This repository provides a template on standardized scRNA-seq analysis using Python and the Scanpy library. All parameters of the workflow are controlled with single config file.
Clone the repository
git clone git@github.com:claassenlab/MORESCA.git
Change into the directory
cd MORESCA
Create a virtual environment using Conda with Python version >=3.10
conda create -n <envName> python=3.10
Activate the environment
conda activate <envName>
Install MORESCA using:
pip install -e .
This creates a symbolic link, making changes to the code basis instantanious.
Flag | Type | Description | Default |
---|---|---|---|
-d, --data | Path | Path to the h5ad file | data/adata_raw.h5ad |
-p, --parameters | Path | Path to the config file | config.gin |
-v, --verbose | Boolean | If set, prints to output | False |
-f, --figures | Boolean | If set, figures will be generated | False |
By default, template.py
expects the data in H5AD
format to be in data
. The two folders figures
and results
are generated on the fly if they don't exist yet.

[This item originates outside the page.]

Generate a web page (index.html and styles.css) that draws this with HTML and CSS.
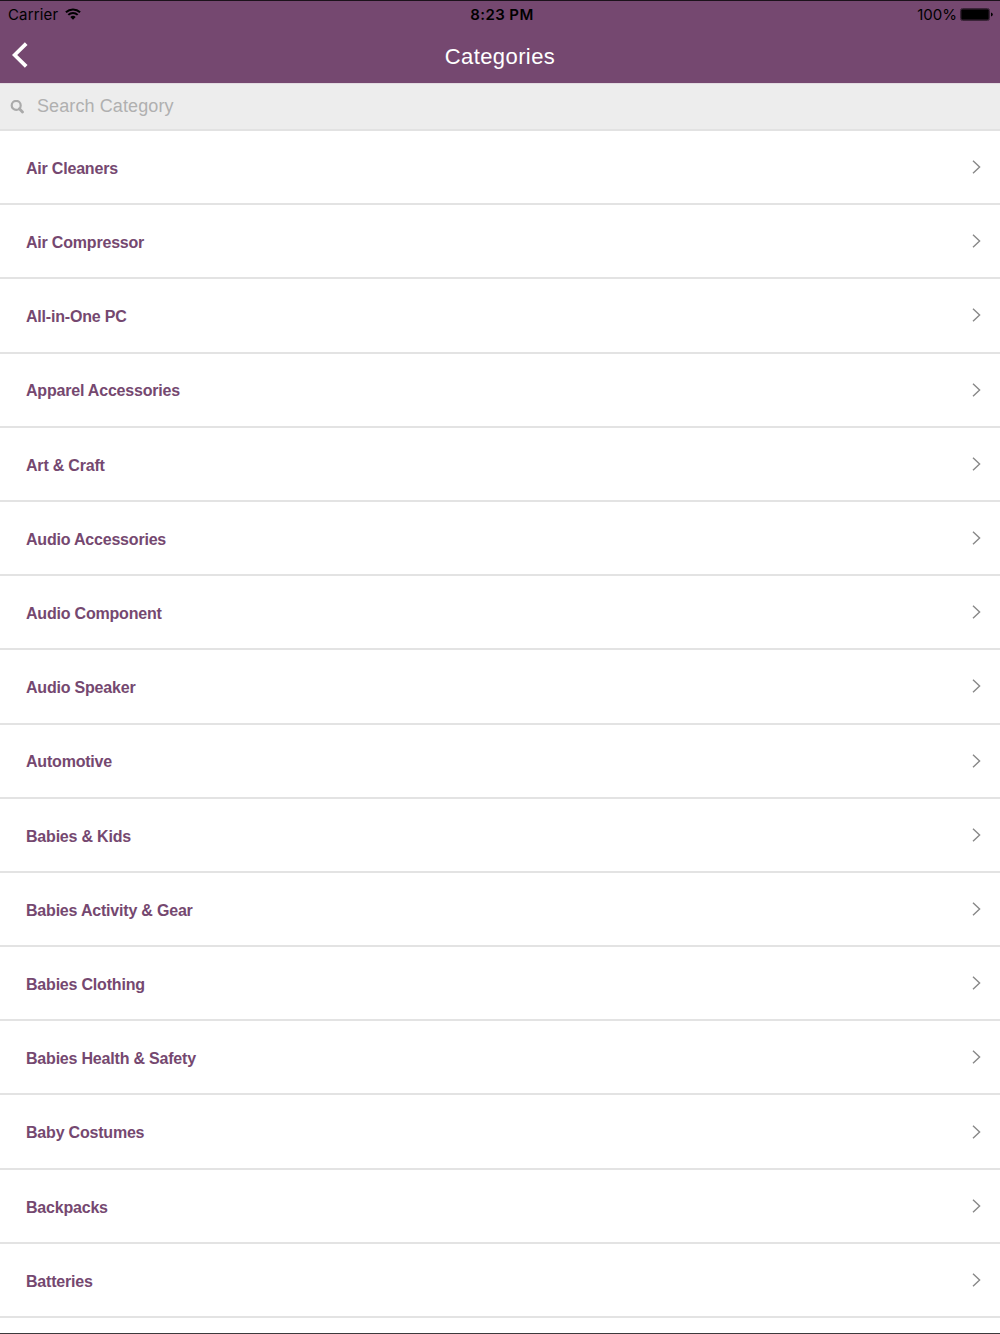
FILE: index.html
```html
<!DOCTYPE html>
<html lang="en">
<head>
    <meta charset="UTF-8">
    <meta name="viewport" content="width=device-width, initial-scale=1.0">
    <title>Categories</title>
    <link rel="stylesheet" href="styles.css">
</head>
<body>
    <header>
        <div class="status-bar">
            <div class="status-left">
                <span class="carrier">Carrier</span>
                <svg class="wifi" viewBox="0 0 16 12" width="16" height="12">
                    <path d="M.9 4.2a10.4 10.4 0 0 1 14.2 0M3.3 6.9a6.8 6.8 0 0 1 9.4 0" fill="none" stroke="#000" stroke-width="2"/>
                    <path d="M8 11.7 5.3 9a3.9 3.9 0 0 1 5.4 0z"/>
                </svg>
            </div>
            <span class="time">8:23 PM</span>
            <div class="status-right">
                <span class="percent">100%</span>
                <svg class="battery" viewBox="0 0 33 13" width="33" height="13">
                    <rect x="0.5" y="0.5" width="29" height="12" rx="2" fill="none" stroke="#3a2438"/>
                    <rect x="1.2" y="1.3" width="27.6" height="10.4" rx="1"/>
                    <path d="M31 4.5q1.8.5 1.8 2t-1.8 2z"/>
                </svg>
            </div>
        </div>
        <div class="title-bar">
            <a href="#" class="back-btn" aria-label="Back">
                <svg viewBox="0 0 16 26" width="16" height="26">
                    <path d="M14.2 1.6 2.6 13l11.6 11.4" fill="none" stroke="#fff" stroke-width="3.8"/>
                </svg>
            </a>
            <h1>Categories</h1>
        </div>
    </header>

    <div class="search">
        <svg viewBox="0 0 14 14" width="14" height="14">
            <circle cx="6.2" cy="5.4" r="4.5" fill="none" stroke="#aaa" stroke-width="2.2"/>
            <path d="m9.4 8.8 3.1 3.2" stroke="#aaa" stroke-width="2.8" stroke-linecap="round"/>
        </svg>
        <input type="text" placeholder="Search Category">
    </div>

    <ul id="categories"></ul>

    <script>
        const categories = [
            'Air Cleaners',
            'Air Compressor',
            'All-in-One PC',
            'Apparel Accessories',
            'Art & Craft',
            'Audio Accessories',
            'Audio Component',
            'Audio Speaker',
            'Automotive',
            'Babies & Kids',
            'Babies Activity & Gear',
            'Babies Clothing',
            'Babies Health & Safety',
            'Baby Costumes',
            'Backpacks',
            'Batteries'
        ];
        const list = document.getElementById('categories');

        // Add one row per category
        categories.forEach(name => {
            const item = document.createElement('li');
            item.innerHTML = `
                <span></span>
                <svg viewBox="0 0 9 14" width="9" height="14">
                    <path d="M1 .8 7.6 7 1 13.2" fill="none" stroke="#888" stroke-width="1.4"/>
                </svg>
            `;
            item.querySelector('span').textContent = name;
            list.appendChild(item);
        });
    </script>
</body>
</html>
```

FILE: styles.css
```css
* {
    box-sizing: border-box;
}

body {
    font-family: "Liberation Sans", Arial, sans-serif;
    margin: 0;
    height: 1334px;
    overflow: hidden;
    background-color: #fff;
    border-bottom: 1px solid #3c3a3c;
}

header {
    height: 83px;
    background-color: #754870;
    border-top: 1px solid #1c121b;
}

.status-bar {
    display: grid;
    grid-template-columns: 1fr auto 1fr;
    align-items: center;
    height: 26px;
    padding: 0 7px 0 8px;
    font-family: Inter, sans-serif;
    font-size: 15px;
    color: #000;
}

.status-left, .status-right {
    display: flex;
    align-items: center;
}

.status-left {
    gap: 7px;
}

.carrier {
    letter-spacing: 0.15px;
}

.status-right {
    justify-content: flex-end;
    gap: 3px;
}

.time {
    font-weight: 600;
    letter-spacing: 0.4px;
    padding-left: 3px;
}

.title-bar {
    display: grid;
    grid-template-columns: 1fr auto 1fr;
    align-items: center;
    height: 56px;
    padding: 0 12px;
}

.back-btn {
    display: flex;
}

h1 {
    margin: 0;
    padding-top: 3px;
    font-size: 22px;
    font-weight: normal;
    letter-spacing: 0.4px;
    color: #fff;
}

.search {
    display: flex;
    align-items: center;
    gap: 13px;
    height: 48px;
    padding: 0 10px;
    background-color: #ededed;
    border-top: 1px solid #e2dbe1;
    border-bottom: 2px solid #e2e2e2;
}

.search input {
    flex: 1;
    padding: 0;
    border: none;
    outline: none;
    background: none;
    font-family: inherit;
    font-size: 18px;
    letter-spacing: 0.1px;
}

.search input::placeholder {
    color: #b0b0b0;
}

ul {
    list-style: none;
    margin: 0;
    padding: 0;
}

li {
    display: flex;
    align-items: center;
    justify-content: space-between;
    height: 74.2px;
    padding: 0 19px 0 26px;
    border-bottom: 2px solid #e3e3e3;
    font-size: 16px;
    font-weight: bold;
    letter-spacing: -0.2px;
    color: #754870;
}

li span {
    padding-top: 3.6px;
}
```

Currently, the script will perform the most common operations from doublet removal to DEG analysis of found clusters. If you want to apply ambient RNA correction beforehand, you need to run this separately.
The following example executes the template with the h5ad file example_data.h5ad, the parameter file config.gin and enables both print-statements and figures.
python template.py -d example_data.h5ad -p config.gin -v -f
By default, the used parameter file looks like this:
# config.gin
quality_control:
doublet_removal = False
outlier_removal = False
min_genes = 200
min_cells = 10
n_genes_by_counts = None
mt_threshold = 50
rb_threshold = 10
hb_threshold = 2
remove_mt = False
remove_rb = False
remove_hb = False
remove_custom_genes = None
normalization:
method = "PFlog1pPF"
feature_selection:
method = "seurat"
number_features = 2000
scaling:
apply = True
max_value = None
pca:
apply = True
n_comps = 50
use_highly_variable = True
batch_effect_correction:
method = "harmony"
batch_key = None
neighborhood_graph:
n_neighbors = 15
n_pcs = None
clustering:
method = "leiden"
resolution = 1.0
diff_gene_exp:
method = "wilcoxon"
groupby = "leiden_r1.0"
use_raw = True
tables = False
The following values of the parameters are currently possible
Parameter | Values |
---|---|
quality_control | |
doublet_removal | bool |
doublet_removal | bool |
min_genes | int, null |
min_cells | int, null |
mt_threshold | float, null |
rb_threshold | float, null |
hb_threshold | float, null |
remove_mt | float, null |
remove_rb | float, null |
remove_hb | float, null |
remove_custom_genes | list(str), null |
normalization | |
method | log1pCP10k, log1PF, PFlog1pPF, pearson_residuals, null |
feature_selection | |
method | seurat, seurat_v3, pearson_residuals, anti_correlation, null |
number_features | int, null |
scaling | |
apply | bool |
max_value | int, float |
batch_effect_correction | |
method | harmony, null |
batch_key | Not implemented / null |
neighborhood_graph | |
n_neighbors | int |
n_pcs | int, null |
clustering | |
method | str, null |
resolution | float |
diff_gene_exp | |
method | wilcoxon, logreg, t-test, t-test_overestim_var |
groupy | str |
use_raw | bool |
tables | bool |
After deciding for a suitable pipeline and specific parameters, you can create a Python file which reflects the exact step in a minimal fashion.
For contribution purposes, you should install MORESCA in dev mode:
pip install -e ".[dev]"
This additionally install flake8
, Black
and pylint
, which we use for formatting and code style control. Please run these before you commit new code.
Note: This will be made mandatory by using pre-commit hooks.